REQUIREMENTS: Go through the data below. Pull out every line that has the word "components".

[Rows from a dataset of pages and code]
BEGIN

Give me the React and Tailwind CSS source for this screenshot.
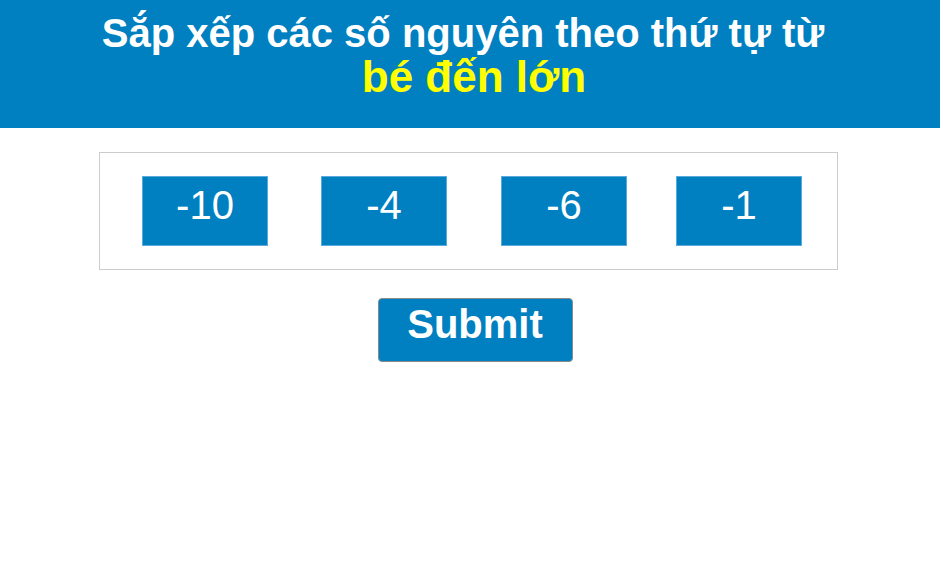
export default function App() {
  const nums = [-10, -4, -6, -1];
  const gaps = ['ml-0', 'ml-[53px]', 'ml-[54px]', 'ml-[49px]'];
  return (
    <div className="w-[940px] h-[564px] bg-white" style={{ fontFamily: '"Liberation Sans", Arial, sans-serif' }}>
      <div className="h-[128px] bg-[#0080c0] pt-[11px] text-center font-bold">
        <div className="text-white text-[40px] leading-[44px] pr-[14px]">Sắp xếp các số nguyên theo thứ tự từ</div>
        <div className="text-[#ffff00] text-[44px] leading-[44px] pl-[8px]">bé đến lớn</div>
      </div>
      <div className="ml-[99px] mt-[24px] w-[739px] h-[118px] border border-[#cccccc] flex items-start pt-[23px] pl-[42px]">
        {nums.map((n, i) => (
          <div
            key={n}
            className={`${gaps[i]} w-[126px] h-[70px] bg-[#0080c0] border border-[#5aaadb] text-white text-[40px] leading-none flex items-center justify-center pb-[13px]`}
          >
            {n}
          </div>
        ))}
      </div>
      <div className="flex justify-center mt-[28px] pl-[10px]">
        <button className="w-[195px] h-[64px] bg-[#0080c0] border border-[#8a8a8a] rounded-[4px] text-white font-bold text-[40px] leading-none pb-[12px]">
          Submit
        </button>
      </div>
    </div>
  );
}
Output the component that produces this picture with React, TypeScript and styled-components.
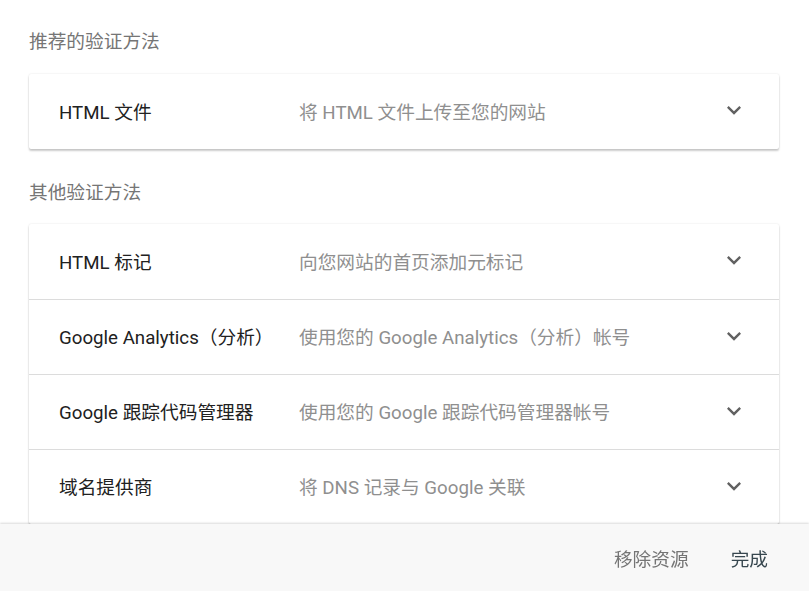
import styled, { createGlobalStyle } from 'styled-components';

type Method = {
  name: string;
  desc: string;
};

const recommended: Method[] = [
  { name: 'HTML 文件', desc: '将 HTML 文件上传至您的网站' },
];

const others: Method[] = [
  { name: 'HTML 标记', desc: '向您网站的首页添加元标记' },
  {
    name: 'Google Analytics（分析）',
    desc: '使用您的 Google Analytics（分析）帐号',
  },
  { name: 'Google 跟踪代码管理器', desc: '使用您的 Google 跟踪代码管理器帐号' },
  { name: '域名提供商', desc: '将 DNS 记录与 Google 关联' },
];

const GlobalStyle = createGlobalStyle`
  html, body {
    margin: 0;
    padding: 0;
    background: #fff;
  }
  body {
    font-family: Roboto, "Noto Sans CJK SC", sans-serif;
    -webkit-font-smoothing: antialiased;
  }
`;

const Chevron = () => (
  <svg width="24" height="24" viewBox="0 0 24 24" fill="#616161">
    <path d="M16.59 8.59L12 13.17 7.41 8.59 6 10l6 6 6-6z" />
  </svg>
);

const MethodRow = ({ method }: { method: Method }) => (
  <Row>
    <RowName children={method.name} />
    <RowDesc children={method.desc} />
    <RowIcon>
      <Chevron />
    </RowIcon>
  </Row>
);

export default function App() {
  return (
    <>
      <GlobalStyle />
      <Page>
        <SectionTitle children="推荐的验证方法" />
        <Card>
          {recommended.map((m) => (
            <MethodRow key={m.name} method={m} />
          ))}
        </Card>
        <SectionTitle children="其他验证方法" />
        <Card>
          {others.map((m) => (
            <MethodRow key={m.name} method={m} />
          ))}
        </Card>
      </Page>
      <Footer>
        <FooterButton children="移除资源" />
        <FooterButton $primary children="完成" />
      </Footer>
    </>
  );
}

const Page = styled.main`
  box-sizing: border-box;
  width: 809px;
  padding: 24px 30px 40px 29px;
  display: flex;
  flex-direction: column;
`;

const SectionTitle = styled.h2`
  margin: 0;
  height: 36px;
  line-height: 36px;
  font-size: 18.7px;
  font-weight: 400;
  color: #757575;
  margin-bottom: 14px;

  & + div + & {
    margin-top: 26px;
    margin-bottom: 13px;
  }
`;

const Card = styled.div`
  background: #fff;
  border-radius: 2px;
  box-shadow: 0 2px 2px rgba(0, 0, 0, 0.2), 0 0 2px rgba(0, 0, 0, 0.12);
`;

const Row = styled.div`
  box-sizing: border-box;
  display: flex;
  align-items: center;
  height: 75px;
  padding: 0 30px 3px 30px;
  border-top: 1px solid #dcdcdc;

  &:first-child {
    border-top: none;
  }
`;

const RowName = styled.div`
  width: 240px;
  flex-shrink: 0;
  font-size: 18.7px;
  color: #212121;
  white-space: nowrap;
`;

const RowDesc = styled.div`
  flex: 1;
  font-size: 18.7px;
  color: #8f8f8f;
  white-space: nowrap;
`;

const RowIcon = styled.div`
  display: flex;
  align-items: center;
  justify-content: center;
  width: 30px;
  height: 30px;

  svg {
    width: 28px;
    height: 28px;
  }
`;

const Footer = styled.footer`
  position: fixed;
  left: 0;
  right: 0;
  bottom: 0;
  height: 67px;
  background: #f8f8f8;
  box-shadow: 0 -1px 2px rgba(0, 0, 0, 0.15);
  display: flex;
  align-items: center;
  justify-content: flex-end;
  gap: 42px;
  padding-right: 41px;
`;

const FooterButton = styled.button<{ $primary?: boolean }>`
  border: none;
  background: none;
  padding: 0;
  font-family: inherit;
  font-size: 18.7px;
  color: ${({ $primary }) => ($primary ? '#37474f' : '#757575')};
  cursor: pointer;
`;
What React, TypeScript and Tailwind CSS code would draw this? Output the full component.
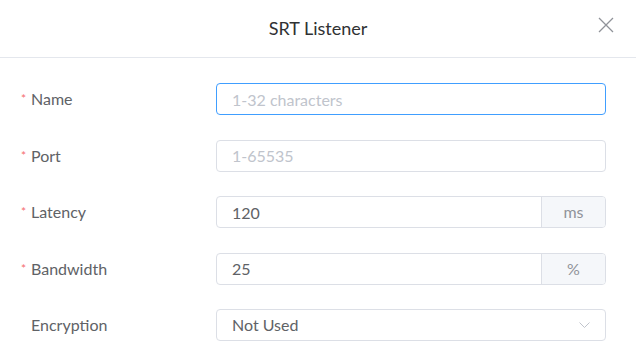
// SRT Listener dialog

const fieldInput =
  "h-full w-full rounded-[4px] border bg-white px-[15px] text-[16px] text-[#606266] placeholder:text-[#c0c4cc] outline-none";

function Label({ text, required }: { text: string; required?: boolean }) {
  return (
    <div className="flex w-[216px] shrink-0 items-center pl-[21px] text-[16px] text-[#606266]">
      <span className="w-[10px] text-[12px] text-[#f56c6c]">{required ? "*" : ""}</span>
      <span>{text}</span>
    </div>
  );
}

function Row({ children }: { children: React.ReactNode }) {
  return <div className="flex h-8 items-center">{children}</div>;
}

function Addon({ value, unit }: { value: string; unit: string }) {
  return (
    <div className="flex h-full w-[390px] overflow-hidden rounded-[4px] border border-[#dcdfe6]">
      <input
        defaultValue={value}
        className="h-full min-w-0 flex-1 px-[15px] text-[16px] text-[#606266] outline-none"
      />
      <div className="flex w-[64px] items-center justify-center border-l border-[#dcdfe6] bg-[#f5f7fa] text-[16px] text-[#909399]">
        {unit}
      </div>
    </div>
  );
}

export default function App() {
  return (
    <div className="h-[363px] w-[636px] bg-white font-['Lato',sans-serif]">
      <div className="relative flex h-[58px] items-center justify-center border-b border-[#e4e7ed]">
        <span className="text-[18px] text-[#303133]">SRT Listener</span>
        <svg
          className="absolute right-[22px] top-[17px]"
          width="16"
          height="16"
          viewBox="0 0 16 16"
          fill="none"
          stroke="#909399"
          strokeWidth="1.3"
        >
          <path d="M1 1L15 15M15 1L1 15" />
        </svg>
      </div>
      <div className="flex flex-col gap-[24.5px] pt-[25px]">
        <Row>
          <Label text="Name" required />
          <div className="h-full w-[390px]">
            <input
              placeholder="1-32 characters"
              className={fieldInput + " border-[#409eff]"}
            />
          </div>
        </Row>
        <Row>
          <Label text="Port" required />
          <div className="h-full w-[390px]">
            <input placeholder="1-65535" className={fieldInput + " border-[#dcdfe6]"} />
          </div>
        </Row>
        <Row>
          <Label text="Latency" required />
          <Addon value="120" unit="ms" />
        </Row>
        <Row>
          <Label text="Bandwidth" required />
          <Addon value="25" unit="%" />
        </Row>
        <Row>
          <Label text="Encryption" />
          <div className="flex h-full w-[390px] items-center justify-between rounded-[4px] border border-[#dcdfe6] px-[15px]">
            <span className="text-[16px] text-[#606266]">Not Used</span>
            <svg width="11" height="6" viewBox="0 0 11 6" fill="none" stroke="#c0c4cc" strokeWidth="1">
              <path d="M0.5 0.5L5.5 5.5L10.5 0.5" />
            </svg>
          </div>
        </Row>
      </div>
    </div>
  );
}
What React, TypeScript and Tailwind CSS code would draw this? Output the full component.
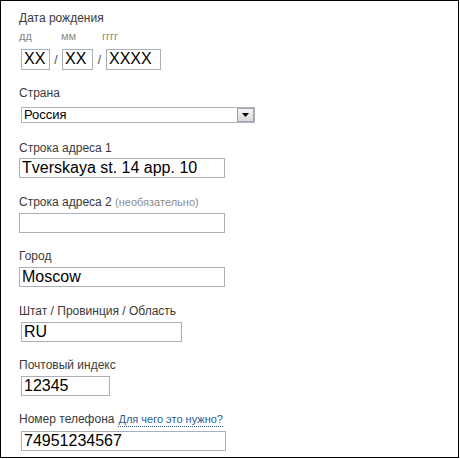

END

RESULT FOR THIS TASK:
Output the component that produces this picture with React, TypeScript and styled-components.
import styled, { createGlobalStyle } from 'styled-components';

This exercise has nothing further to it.